Accuracy: 0.7844175491679274
F1 Score: 0.7844075570939165
Confusion Matrix:
 [[523 138]
 [147 514]]


- Gradient Boosting

In [142]:
# Initialize the Gradient Boosting Classifier
gb_clf = GradientBoostingClassifier(max_depth=20, n_estimators=100)

# Fit the model on the training data
gb_clf.fit(X_train_norm, y_train)

# Make predictions on the test data
pred = gb_clf.predict(X_test_norm)

# Calculate and print evaluation metrics for classification
print("Accuracy:", accuracy_score(y_test, pred))
print("F1 Score:", f1_score(y_test, pred, average='weighted'))
print("Confusion Matrix:\n", confusion_matrix(y_test, pred))

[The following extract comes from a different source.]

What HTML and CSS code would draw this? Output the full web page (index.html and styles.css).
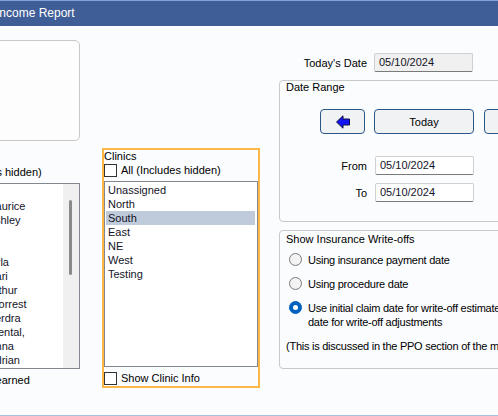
FILE: index.html
```html
<!DOCTYPE html>
<html lang="en-US">
<head>
<meta charset="utf-8">
<title>Income Report</title>
<link rel="stylesheet" href="styles.css">
</head>
<body>
<div class="window">
  <div class="titlebar"><span class="title">Income Report</span></div>

  <div class="content">
    <!-- providers column, mostly scrolled off the left edge -->
    <div class="col-left">
      <div class="panel"></div>
      <div class="check"><span class="box"></span>All (Includes hidden)</div>
      <div class="listbox provlist">
        <ul class="items">
          <li>Li, Jo</li>
          <li>Lo, Maurice</li>
          <li>Ng, Ashley</li>
          <li>Li, Al</li>
          <li>Li, Bo</li>
          <li>Li, Carla</li>
          <li>Ng, Kari</li>
          <li>Ng, Arthur</li>
          <li>Lim, Forrest</li>
          <li>Ko, Kerdra</li>
          <li>Ace Dental,</li>
          <li>Lin, Anna</li>
          <li>Lin, Adrian</li>
        </ul>
        <div class="scrollbar"><div class="thumb"></div></div>
      </div>
      <div class="check note"><span class="box"></span>Include Unearned</div>
    </div>

    <div class="clinics">
      <div class="caption">Clinics</div>
      <div class="check"><span class="box"></span>All (Includes hidden)</div>
      <div class="listbox">
        <ul class="items">
          <li>Unassigned</li>
          <li>North</li>
          <li class="selected">South</li>
          <li>East</li>
          <li>NE</li>
          <li>West</li>
          <li>Testing</li>
        </ul>
      </div>
      <div class="check bottom"><span class="box"></span>Show Clinic Info</div>
    </div>

    <div class="col-right">
      <div class="field-row today">
        <span class="lbl">Today's Date</span>
        <span class="field readonly">05/10/2024</span>
      </div>

      <div class="group range">
        <div class="caption">Date Range</div>
        <div class="buttons">
          <button class="btn btn-arrow" type="button">
            <svg width="14" height="14" viewBox="0 0 14 14">
              <polygon points="0.5,7 7,0.8 7,4 13.5,4 13.5,10 7,10 7,13.2" fill="#1414f2" stroke="#101040" stroke-width="1"/>
            </svg>
          </button>
          <button class="btn btn-today" type="button">Today</button>
          <button class="btn btn-next" type="button"></button>
        </div>
        <div class="field-row from">
          <span class="lbl">From</span>
          <span class="field">05/10/2024</span>
        </div>
        <div class="field-row to">
          <span class="lbl">To</span>
          <span class="field">05/10/2024</span>
        </div>
      </div>

      <div class="group writeoffs">
        <div class="caption">Show Insurance Write-offs</div>
        <div class="radio"><span class="dot"></span><span>Using insurance payment date</span></div>
        <div class="radio"><span class="dot"></span><span>Using procedure date</span></div>
        <div class="radio checked"><span class="dot"></span><span>Use initial claim date for write-off estimates and payment<br>date for write-off adjustments</span></div>
        <p class="hint">(This is discussed in the PPO section of the manual.)</p>
      </div>
    </div>
  </div>
</div>
</body>
</html>
```

FILE: styles.css
```css
* { box-sizing: border-box; }
body {
	margin: 0;
	background: #fbfcfe;
	font: 11px/14px "Liberation Sans", Arial, sans-serif;
	color: #000;
}
.window {
	width: 498px;
	height: 416px;
	overflow: hidden;
	border-bottom: 1px solid #a6bde3;
	background: #fbfcfe;
}
.titlebar {
	height: 26px;
	background: #3f5e98;
	border-top: 1px solid #7fa3df;
	color: #fff;
	font-size: 12px;
	line-height: 24px;
	white-space: nowrap;
}
.title { display: block; text-indent: -4px; }

.content {
	display: flex;
	align-items: flex-start;
	white-space: nowrap;
}

/* checkboxes */
.check {
	display: flex;
	align-items: center;
	height: 14px;
}
.box {
	width: 13px; height: 13px;
	border: 1px solid #333;
	background: #fff;
	margin-right: 4px;
	flex: none;
}

/* list boxes */
.listbox {
	display: flex;
	border: 1px solid #828790;
	background: #fff;
	padding: 1px;
	overflow: hidden;
}
.items {
	flex: 1;
	list-style: none;
	margin: 0;
	padding: 0;
	color: #141428;
	overflow: hidden;
}
.items li { padding-left: 2px; height: 14px; line-height: 14px; }
.items li.selected { background: #bfcadb; }

/* left (providers) column */
.col-left {
	flex: none;
	width: 155px;
	margin-left: -75px;
	padding-top: 14px;
}
.panel {
	height: 101px;
	border: 1px solid #c9c9c9;
	border-radius: 5px;
	background: #fdfdfe;
}
.col-left .check { margin-top: 24px; margin-left: 0; }
.provlist {
	margin-top: 4px;
	margin-left: 37px;
	height: 186px;
	padding: 0 0 0 1px;
}
.provlist .items { padding-top: 1px; padding-left: 2px; }
.scrollbar {
	width: 16px;
	flex: none;
	background: #f0f0f0;
	padding: 16px 0 0 6px;
}
.thumb {
	width: 3px;
	height: 75px;
	background: #8a8a8a;
	border-radius: 2px;
}
.col-left .note { margin-top: 4px; margin-left: 1px; }

/* clinics */
.clinics {
	flex: none;
	width: 158px;
	margin-left: 22px;
	margin-top: 122px;
	border: 2px solid #fbb846;
	padding: 0;
}
.clinics .caption { line-height: 12px; margin-top: 0; }
.clinics .check { margin-top: 1px; }
.clinics .listbox { margin-top: 4px; height: 186px; }
.clinics .items li { margin-right: 1px; }
.clinics .bottom { margin-top: 4px; margin-bottom: 1px; }

/* right column */
.col-right {
	flex: none;
	width: 270px;
	margin-left: 19px;
	padding-top: 27px;
}
.field-row { display: flex; align-items: center; }
.lbl { width: 88px; text-align: right; margin-right: 7px; }
.field {
	width: 99px;
	height: 19px;
	line-height: 17px;
	padding-left: 4px;
	background: #fff;
	border: 1px solid #d0d0d0;
	border-bottom-color: #7a7a7a;
	border-radius: 2px;
	color: #141428;
}
.field.readonly { background: #f0f0f0; }

.group {
	border: 1px solid #c9c9c9;
	border-radius: 4px;
	background: #fbfcfe;
}
.group .caption { padding-left: 6px; line-height: 13px; }
.range { margin-top: 8px; height: 142px; }
.range .field-row .lbl { width: 87px; margin-right: 8px; }
.buttons { display: flex; margin-top: 15px; margin-left: 40px; }
.btn {
	height: 25px;
	border: 1px solid #2b5688;
	border-radius: 4px;
	background: #f1f2f4;
	font: inherit;
	color: #000;
	padding: 0;
	display: flex;
	align-items: center;
	justify-content: center;
}
.btn-arrow { width: 45px; }
.btn-today { width: 100px; margin-left: 9px; }
.btn-next { width: 45px; margin-left: 10px; }
.range .from { margin-top: 22px; }
.range .to { margin-top: 8px; }

.writeoffs { margin-top: 8px; height: 139px; }
.writeoffs .caption { padding-top: 1px; line-height: 14px; }
.radio {
	display: flex;
	align-items: flex-start;
	margin-top: 10px;
	margin-left: 9px;
	line-height: 14px;
	letter-spacing: -0.25px;
}
.writeoffs .caption + .radio { margin-top: 7px; }
.dot {
	width: 13px; height: 13px;
	border: 1px solid #7a7a7a;
	border-radius: 50%;
	background: #f3f3f3;
	margin-right: 6px;
	flex: none;
}
.radio.checked .dot {
	background: #0062bf;
	border-color: #0062bf;
	position: relative;
}
.radio.checked .dot::after {
	content: "";
	position: absolute;
	left: 3px; top: 3px;
	width: 5px; height: 5px;
	border-radius: 50%;
	background: #fff;
}
.hint { margin: 10px 0 0 6px; letter-spacing: -0.25px; }
```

Accuracy: 0.783661119515885
F1 Score: 0.7836011904761905
Confusion Matrix:
 [[507 154]
 [132 529]]


- Adaptive Boosting

In [144]:
# Initialize the AdaBoost Classifier with DecisionTreeClassifier as the base estimator
ada_clf = AdaBoostClassifier(DecisionTreeClassifier(max_depth=20),
                              n_estimators=100)

# Fit the model on the training data
ada_clf.fit(X_train_norm, y_train)

# Make predictions on the test data
pred = ada_clf.predict(X_test_norm)

# Calculate and print evaluation metrics for classification
print("Accuracy:", accuracy_score(y_test, pred))
print("F1 Score:", f1_score(y_test, pred, average='weighted'))
print("Confusion Matrix:\n", confusion_matrix(y_test, pred))



Accuracy: 0.7700453857791225
F1 Score: 0.7698346700387839
Confusion Matrix:
 [[489 172]
 [132 529]]


Which model is the best and why?

Random Forest has had the highest accuracy and F1 Score. It predicted the highest Actual Positives and has the highest Actual Negatives, while it falsely predicted the lowest number of positives and negatives.